Clothes - the fashions of younger women give the best clues to date, and after that young men. Look at the hairstyles of women, and whether men have beards and/or moustaches.Look at the details of clothes: sleeves, collars, hemlines, length of jackets etc.

See below for examples of fashion at different periods

Photographs were taken for special occasions: Are rings prominent, which might signify an engagement or wedding?

Mourning clothes

If anyone seated, tended to be the senior person

‘Generations’ photographs, eg grandparent, parent and child.

Is there anything else in the photograph? Eg are there toys? Vehicles?

If outside, is it summer or winter?

Some websites:

https://vintagedancer.com/ American, but highly recommended

http://www.tie-a-tie.net/the-evolution-of-the-necktie/

https://qvictoria.wordpress.com/welsh-photographers-19th-centurybiddle/

https://blog.scienceandmediamuseum.org.uk/how-to-date-photographs-by-fashion/
[Public domain], via https://en.wikipedia.org
                                                                                          The 1950s
Above left and right, and right: Family photoraphs taken at Brixham, c 1950. The father wears wide trousers with a definite centre crease, a jacket and V neck pullover underneath. Even though this is a holiday he is wearing a collar and tie.
the mother wears a calf length flared dress with a narrow belt.
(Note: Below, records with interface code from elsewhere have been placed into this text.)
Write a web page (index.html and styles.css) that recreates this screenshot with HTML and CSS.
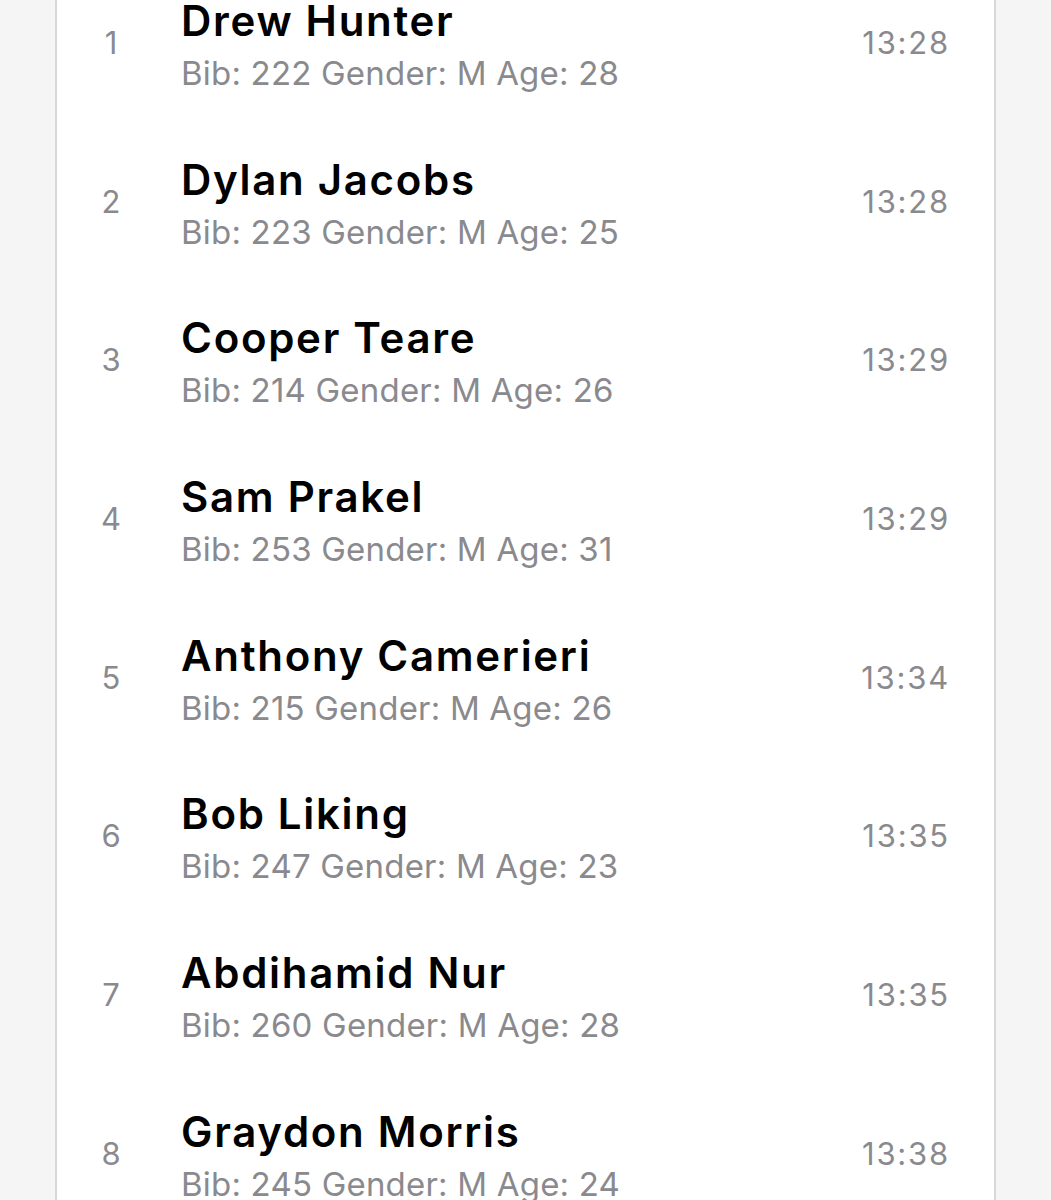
FILE: index.html
```html
<!DOCTYPE html>
<html lang="en">
<head>
    <meta charset="UTF-8">
    <meta name="viewport" content="width=device-width, initial-scale=1.0">
    <title>Results</title>
    <link rel="stylesheet" href="styles.css">
</head>
<body>
    <div class="results-card">
        <div class="result-row">
            <div class="place">1</div>
            <div class="runner">
                <div class="name">Drew Hunter</div>
                <div class="details">Bib: 222 Gender: M Age: 28</div>
            </div>
            <div class="time">13:28</div>
        </div>
        <div class="result-row">
            <div class="place">2</div>
            <div class="runner">
                <div class="name">Dylan Jacobs</div>
                <div class="details">Bib: 223 Gender: M Age: 25</div>
            </div>
            <div class="time">13:28</div>
        </div>
        <div class="result-row">
            <div class="place">3</div>
            <div class="runner">
                <div class="name">Cooper Teare</div>
                <div class="details">Bib: 214 Gender: M Age: 26</div>
            </div>
            <div class="time">13:29</div>
        </div>
        <div class="result-row">
            <div class="place">4</div>
            <div class="runner">
                <div class="name">Sam Prakel</div>
                <div class="details">Bib: 253 Gender: M Age: 31</div>
            </div>
            <div class="time">13:29</div>
        </div>
        <div class="result-row">
            <div class="place">5</div>
            <div class="runner">
                <div class="name">Anthony Camerieri</div>
                <div class="details">Bib: 215 Gender: M Age: 26</div>
            </div>
            <div class="time">13:34</div>
        </div>
        <div class="result-row">
            <div class="place">6</div>
            <div class="runner">
                <div class="name">Bob Liking</div>
                <div class="details">Bib: 247 Gender: M Age: 23</div>
            </div>
            <div class="time">13:35</div>
        </div>
        <div class="result-row">
            <div class="place">7</div>
            <div class="runner">
                <div class="name">Abdihamid Nur</div>
                <div class="details">Bib: 260 Gender: M Age: 28</div>
            </div>
            <div class="time">13:35</div>
        </div>
        <div class="result-row">
            <div class="place">8</div>
            <div class="runner">
                <div class="name">Graydon Morris</div>
                <div class="details">Bib: 245 Gender: M Age: 24</div>
            </div>
            <div class="time">13:38</div>
        </div>
    </div>
</body>
</html>
```

FILE: styles.css
```css
body {
    font-family: Inter, 'Noto Sans', Arial, sans-serif;
    margin: 0;
    padding: 0;
    background: #f5f5f5;
    color: #000;
    overflow: hidden;
}
.results-card {
    margin: -37px 0 0 55px;
    width: 937px;
    background: #fff;
    border-left: 2px solid #d8d8d8;
    border-right: 2px solid #d8d8d8;
}
.result-row {
    height: 158.7px;
    display: flex;
    align-items: center;
    padding: 0 44px 0 0;
}
.place {
    width: 124px;
    text-align: center;
    font-size: 31px;
    color: #8a8a8e;
    padding-right: 16px;
    box-sizing: border-box;
}
.runner {
    flex: 1;
    padding-top: 5px;
}
.name {
    font-size: 42px;
    font-weight: 600;
    line-height: 48px;
    letter-spacing: 1.7px;
}
.details {
    font-size: 33px;
    color: #8a8a8e;
    line-height: 40px;
    margin-top: 8px;
    letter-spacing: 0.2px;
}
.time {
    font-size: 31px;
    color: #8a8a8e;
    letter-spacing: 1.8px;
}
```
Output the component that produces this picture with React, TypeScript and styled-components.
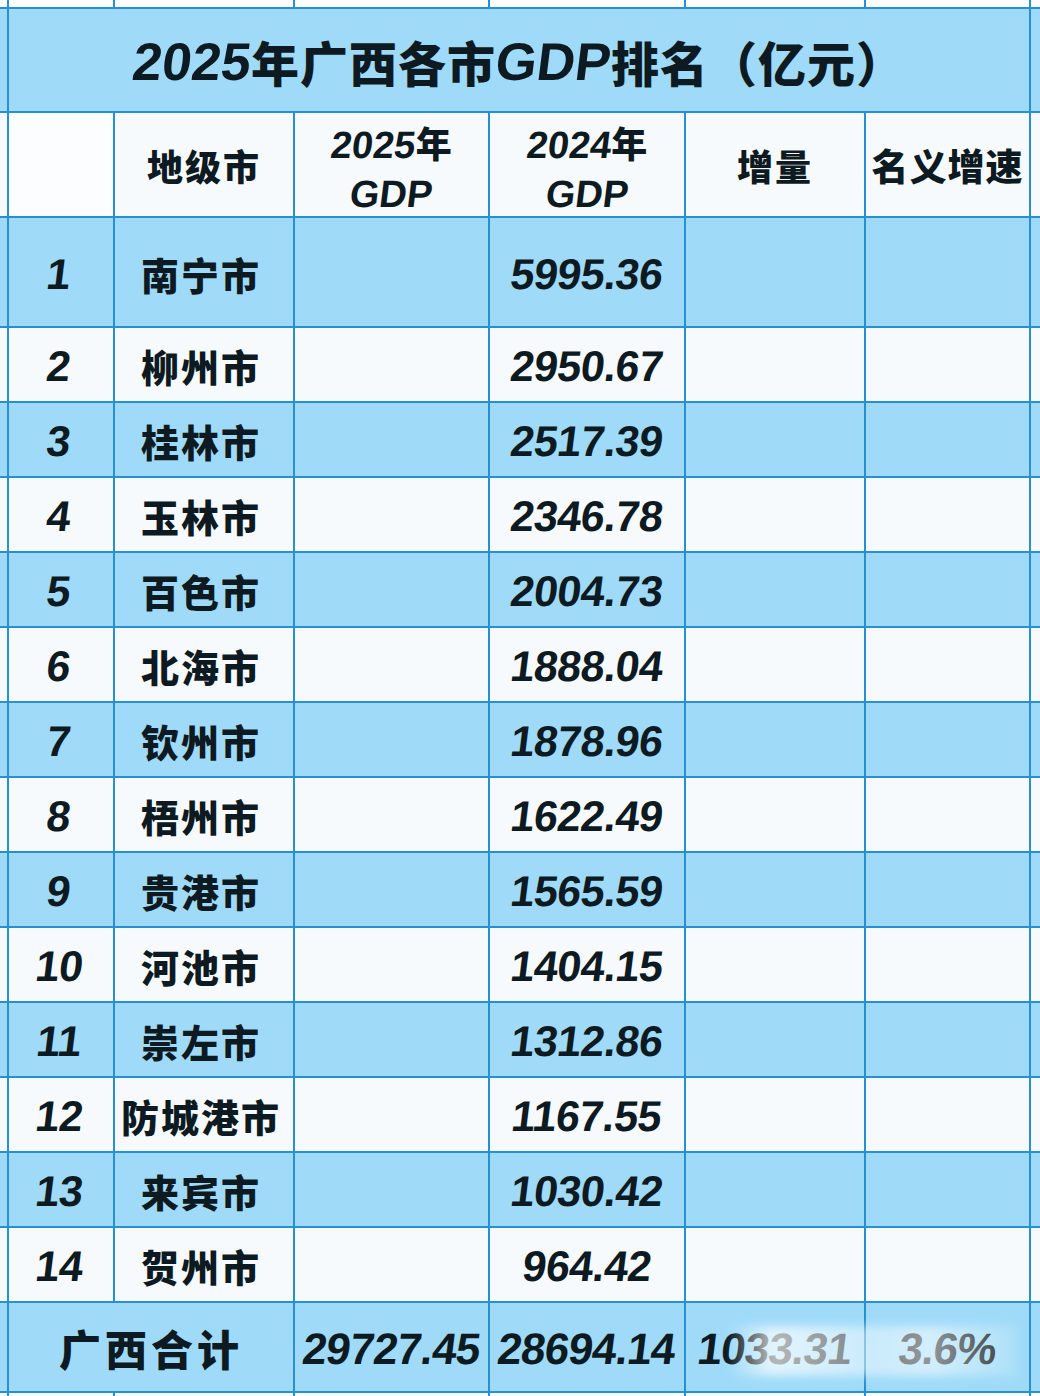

She is wearing double bar shoes (above) and is carrying a handbag.
The little girl is wearing a dress with slightly puffed short sleeves and a collar. In one photo she has a bag(?) on a strap around her neck. The little boy is wearing knee length shorts and has a shirt with a collar underneath his jumper.
Shirley Buckley collection
Above: A young woman in 1957. She is wearing a calf length, deep pink, shiny flared skirt with a black belt; a white blouse which buttons up to the neck; a waist length pale blue cardigan.
Left: The same young woman with her mother. She is wearing a cream calf length coat with yellow hat and gloves. Her mother is much more soberly dressed in a black calf length coat and black hat.